What is an IRA Rollover?
An IRA Rollover does not involve current income tax deductions, but rather is a method through which tax-favored retirement plan assets can be transferred from one plan to another plan without incurring any current income tax liability.
When might I use an IRA Rollover?
- IRA-to-IRA Rollover: Used to transfer funds from one IRA to another IRA and retain their tax-favored status.
- Qualified Plan-to-IRA Rollover: Used to receive distributions from an employer-sponsored qualified retirement plan and continue to defer taxation.
- Conduit IRA Rollover: Used to receive distributions from an employer-sponsored qualified retirement plan and maintain their tax-favored status until the distributions are rolled back into another employer-sponsored qualified retirement plan.
- Spousal Rollover: A surviving spouse can roll over the proceeds of an inherited IRA and continue to defer income taxation.
- Conversion of a Regular IRA to a Roth IRA: Amounts in a Regular IRA can be rolled over to a Roth IRA if the taxpayer’s adjusted gross income does not exceed $100,000. While income taxes must be paid on amounts rolled over to a Roth IRA in the year of the rollover, there is no premature withdrawal penalty tax.

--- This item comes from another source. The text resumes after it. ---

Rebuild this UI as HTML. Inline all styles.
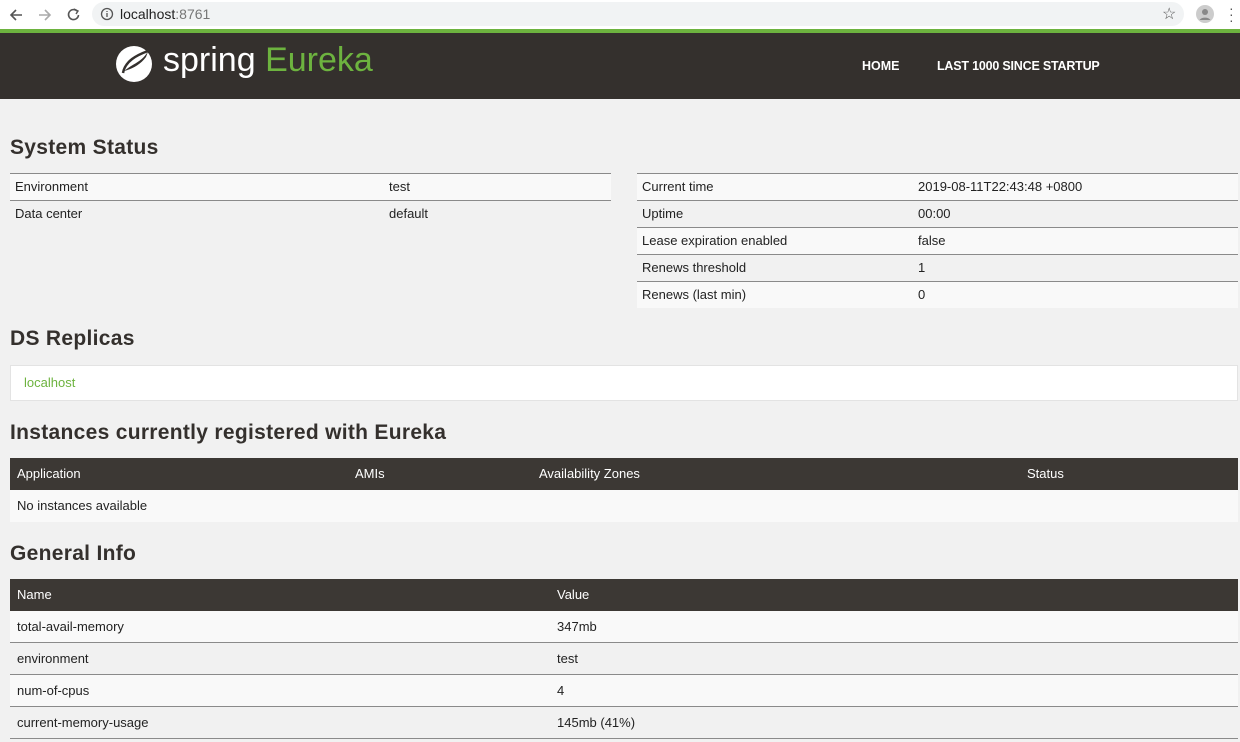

What Are the Requirements for an IRA Rollover?
Generally, on IRA-to-IRA Rollover is allowed each year and the amount rolled over can contain no funds other than those received from the distibutin IRA. In addition, the rollover must be completed within 60 days after the funds are received from the distributing IRA. A spousal IRA Rollover must meet the same general requirements.
Distribution from qualified retirement plans must be rolled over within 60 days following receipt of the distribution. In order to avoid the required 20% tax withholding requirement on qualified plan distributions, it is generally advisable to request a direct transfer of the funds from the trustee of the qualified plan to the IRA trustee.
IRA Rollover requirements can be complex. Depending on the original source of the funds and the objectives of the IRA Rollover, different requirements may apply. You should seek professional tax advice before implementing an IRA Rollover in order to avoid unforeseen and/or negative tax consequences.